• Dataset extract
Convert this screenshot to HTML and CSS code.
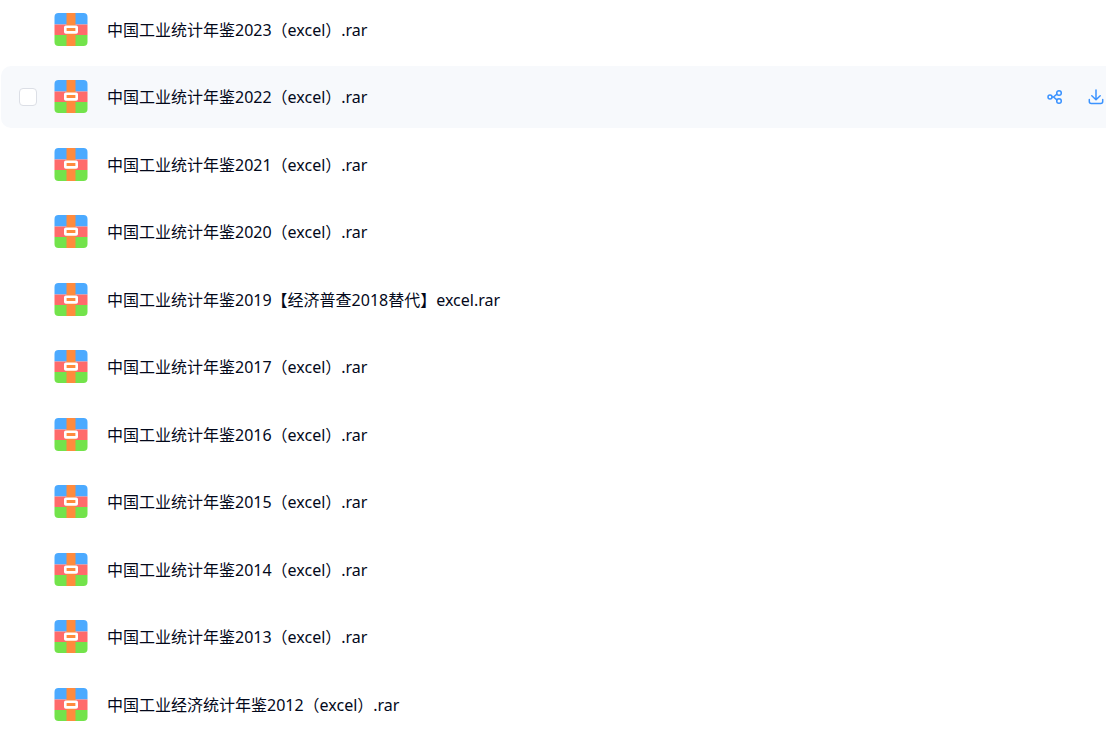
FILE: index.html
```
<!DOCTYPE html>
<html lang="zh-CN">
<head>
    <meta charset="UTF-8">
    <meta name="viewport" content="width=device-width, initial-scale=1.0">
    <title>中国工业统计年鉴</title>
    <link rel="stylesheet" href="styles.css">
</head>
<body>

    <!-- 压缩包图标 -->
    <svg class="symbols" aria-hidden="true">
        <symbol id="rar" viewBox="0 0 34 34">
            <path fill="#4caaff" d="M.5 11.500V4a4 4 0 0 1 4-4h25a4 4 0 0 1 4 4v7.500z"/>
            <path fill="#ff6b6b" d="M.5 11.500h33v10.500H.5z"/>
            <path fill="#73e34b" d="M.5 22h33v7a4 4 0 0 1-4 4h-25a4 4 0 0 1-4-4z"/>
            <path fill="#ff8b3d" d="M12.500 0h9v33h-9z"/>
            <rect x="11.300" y="13.800" width="11.400" height="5.600" rx="0.500" fill="#ff8b3d" stroke="#fff" stroke-width="2.600"/>
        </symbol>
    </svg>

    <ul class="file-list">
        <li class="file-row">
            <svg class="file-icon"><use href="#rar"/></svg>
            <a class="file-name" href="#">中国工业统计年鉴2023（excel）.rar</a>
        </li>
        <li class="file-row active">
            <input type="checkbox" class="file-check" aria-label="选择 中国工业统计年鉴2022（excel）.rar">
            <svg class="file-icon"><use href="#rar"/></svg>
            <a class="file-name" href="#">中国工业统计年鉴2022（excel）.rar</a>
            <div class="actions">
                <button type="button" aria-label="分享">
                    <svg viewBox="0 0 16 16">
                        <circle cx="3" cy="8" r="2"/>
                        <circle cx="12" cy="4" r="2.300"/>
                        <circle cx="12" cy="12" r="2.300"/>
                        <path d="M5 8h1.500l3.400-2.800M6.500 8l3.400 2.800"/>
                    </svg>
                </button>
                <button type="button" aria-label="下载">
                    <svg viewBox="0 0 16 16">
                        <path d="M8 1v9.500M3.800 6.700 8 10.700l4.200-4M1.300 10.500v2a2 2 0 0 0 2 2h9.400a2 2 0 0 0 2-2v-2"/>
                    </svg>
                </button>
            </div>
        </li>
        <li class="file-row">
            <svg class="file-icon"><use href="#rar"/></svg>
            <a class="file-name" href="#">中国工业统计年鉴2021（excel）.rar</a>
        </li>
        <li class="file-row">
            <svg class="file-icon"><use href="#rar"/></svg>
            <a class="file-name" href="#">中国工业统计年鉴2020（excel）.rar</a>
        </li>
        <li class="file-row">
            <svg class="file-icon"><use href="#rar"/></svg>
            <a class="file-name" href="#">中国工业统计年鉴2019【经济普查2018替代】excel.rar</a>
        </li>
        <li class="file-row">
            <svg class="file-icon"><use href="#rar"/></svg>
            <a class="file-name" href="#">中国工业统计年鉴2017（excel）.rar</a>
        </li>
        <li class="file-row">
            <svg class="file-icon"><use href="#rar"/></svg>
            <a class="file-name" href="#">中国工业统计年鉴2016（excel）.rar</a>
        </li>
        <li class="file-row">
            <svg class="file-icon"><use href="#rar"/></svg>
            <a class="file-name" href="#">中国工业统计年鉴2015（excel）.rar</a>
        </li>
        <li class="file-row">
            <svg class="file-icon"><use href="#rar"/></svg>
            <a class="file-name" href="#">中国工业统计年鉴2014（excel）.rar</a>
        </li>
        <li class="file-row">
            <svg class="file-icon"><use href="#rar"/></svg>
            <a class="file-name" href="#">中国工业统计年鉴2013（excel）.rar</a>
        </li>
        <li class="file-row">
            <svg class="file-icon"><use href="#rar"/></svg>
            <a class="file-name" href="#">中国工业经济统计年鉴2012（excel）.rar</a>
        </li>
    </ul>

</body>
</html>
```
FILE: styles.css
```
body {
    margin: 0;
    background-color: #fff;
    font-family: "Noto Sans", "Noto Sans CJK SC", sans-serif;
    font-size: 16px;
    line-height: 24px;
    color: #03081a;
    overflow: hidden;
}

.symbols {
    display: none;
}

.file-list {
    list-style: none;
    margin: -1px 0 0 1px;
    padding: 0;
}

.file-row {
    display: grid;
    grid-template-columns: 18px 34px 1fr auto;
    column-gap: 17px;
    align-items: center;
    box-sizing: border-box;
    min-height: 62px;
    margin-bottom: 5px;
    padding: 0 2px 0 18px;
    border-radius: 10px 0 0 10px;
}

.file-row:nth-child(even) {
    margin-bottom: 6px;
}

.file-row.active {
    background-color: #f7f9fc;
}

.file-check {
    appearance: none;
    width: 18px;
    height: 18px;
    margin: 0;
    border: 1px solid #dcdfe6;
    border-radius: 4px;
    background-color: #fff;
    cursor: pointer;
}

.file-check:checked {
    background-color: #3b93ff;
}

.file-icon {
    grid-column: 2;
    width: 34px;
    height: 34px;
}

.file-name {
    grid-column: 3;
    padding-left: 2px;
    color: inherit;
    text-decoration: none;
    white-space: nowrap;
}

.actions {
    display: flex;
    gap: 25px;
}

.actions button {
    padding: 0;
    border: none;
    background: none;
    cursor: pointer;
}

.actions svg {
    display: block;
    width: 16px;
    height: 16px;
    fill: none;
    stroke: #3b93ff;
    stroke-width: 1.5;
    stroke-linecap: round;
    stroke-linejoin: round;
}
```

• Exercise requirements
Leave the pictures out and output the rest of the listing exactly.

• Response to the exercise
Convert this screenshot to HTML and CSS code.
FILE: index.html
```
<!DOCTYPE html>
<html lang="zh-CN">
<head>
    <meta charset="UTF-8">
    <meta name="viewport" content="width=device-width, initial-scale=1.0">
    <title>中国工业统计年鉴</title>
    <link rel="stylesheet" href="styles.css">
</head>
<body>

    <!-- 压缩包图标 -->
    <svg class="symbols" aria-hidden="true">
        <symbol id="rar" viewBox="0 0 34 34">
            <path fill="#4caaff" d="M.5 11.500V4a4 4 0 0 1 4-4h25a4 4 0 0 1 4 4v7.500z"/>
            <path fill="#ff6b6b" d="M.5 11.500h33v10.500H.5z"/>
            <path fill="#73e34b" d="M.5 22h33v7a4 4 0 0 1-4 4h-25a4 4 0 0 1-4-4z"/>
            <path fill="#ff8b3d" d="M12.500 0h9v33h-9z"/>
            <rect x="11.300" y="13.800" width="11.400" height="5.600" rx="0.500" fill="#ff8b3d" stroke="#fff" stroke-width="2.600"/>
        </symbol>
    </svg>

    <ul class="file-list">
        <li class="file-row">
            <svg class="file-icon"><use href="#rar"/></svg>
            <a class="file-name" href="#">中国工业统计年鉴2023（excel）.rar</a>
        </li>
        <li class="file-row active">
            <input type="checkbox" class="file-check" aria-label="选择 中国工业统计年鉴2022（excel）.rar">
            <svg class="file-icon"><use href="#rar"/></svg>
            <a class="file-name" href="#">中国工业统计年鉴2022（excel）.rar</a>
            <div class="actions">
                <button type="button" aria-label="分享">
                    <svg viewBox="0 0 16 16">
                        <circle cx="3" cy="8" r="2"/>
                        <circle cx="12" cy="4" r="2.300"/>
                        <circle cx="12" cy="12" r="2.300"/>
                        <path d="M5 8h1.500l3.400-2.800M6.500 8l3.400 2.800"/>
                    </svg>
                </button>
                <button type="button" aria-label="下载">
                    <svg viewBox="0 0 16 16">
                        <path d="M8 1v9.500M3.800 6.700 8 10.700l4.200-4M1.300 10.500v2a2 2 0 0 0 2 2h9.400a2 2 0 0 0 2-2v-2"/>
                    </svg>
                </button>
            </div>
        </li>
        <li class="file-row">
            <svg class="file-icon"><use href="#rar"/></svg>
            <a class="file-name" href="#">中国工业统计年鉴2021（excel）.rar</a>
        </li>
        <li class="file-row">
            <svg class="file-icon"><use href="#rar"/></svg>
            <a class="file-name" href="#">中国工业统计年鉴2020（excel）.rar</a>
        </li>
        <li class="file-row">
            <svg class="file-icon"><use href="#rar"/></svg>
            <a class="file-name" href="#">中国工业统计年鉴2019【经济普查2018替代】excel.rar</a>
        </li>
        <li class="file-row">
            <svg class="file-icon"><use href="#rar"/></svg>
            <a class="file-name" href="#">中国工业统计年鉴2017（excel）.rar</a>
        </li>
        <li class="file-row">
            <svg class="file-icon"><use href="#rar"/></svg>
            <a class="file-name" href="#">中国工业统计年鉴2016（excel）.rar</a>
        </li>
        <li class="file-row">
            <svg class="file-icon"><use href="#rar"/></svg>
            <a class="file-name" href="#">中国工业统计年鉴2015（excel）.rar</a>
        </li>
        <li class="file-row">
            <svg class="file-icon"><use href="#rar"/></svg>
            <a class="file-name" href="#">中国工业统计年鉴2014（excel）.rar</a>
        </li>
        <li class="file-row">
            <svg class="file-icon"><use href="#rar"/></svg>
            <a class="file-name" href="#">中国工业统计年鉴2013（excel）.rar</a>
        </li>
        <li class="file-row">
            <svg class="file-icon"><use href="#rar"/></svg>
            <a class="file-name" href="#">中国工业经济统计年鉴2012（excel）.rar</a>
        </li>
    </ul>

</body>
</html>
```
FILE: styles.css
```
body {
    margin: 0;
    background-color: #fff;
    font-family: "Noto Sans", "Noto Sans CJK SC", sans-serif;
    font-size: 16px;
    line-height: 24px;
    color: #03081a;
    overflow: hidden;
}

.symbols {
    display: none;
}

.file-list {
    list-style: none;
    margin: -1px 0 0 1px;
    padding: 0;
}

.file-row {
    display: grid;
    grid-template-columns: 18px 34px 1fr auto;
    column-gap: 17px;
    align-items: center;
    box-sizing: border-box;
    min-height: 62px;
    margin-bottom: 5px;
    padding: 0 2px 0 18px;
    border-radius: 10px 0 0 10px;
}

.file-row:nth-child(even) {
    margin-bottom: 6px;
}

.file-row.active {
    background-color: #f7f9fc;
}

.file-check {
    appearance: none;
    width: 18px;
    height: 18px;
    margin: 0;
    border: 1px solid #dcdfe6;
    border-radius: 4px;
    background-color: #fff;
    cursor: pointer;
}

.file-check:checked {
    background-color: #3b93ff;
}

.file-icon {
    grid-column: 2;
    width: 34px;
    height: 34px;
}

.file-name {
    grid-column: 3;
    padding-left: 2px;
    color: inherit;
    text-decoration: none;
    white-space: nowrap;
}

.actions {
    display: flex;
    gap: 25px;
}

.actions button {
    padding: 0;
    border: none;
    background: none;
    cursor: pointer;
}

.actions svg {
    display: block;
    width: 16px;
    height: 16px;
    fill: none;
    stroke: #3b93ff;
    stroke-width: 1.5;
    stroke-linecap: round;
    stroke-linejoin: round;
}
```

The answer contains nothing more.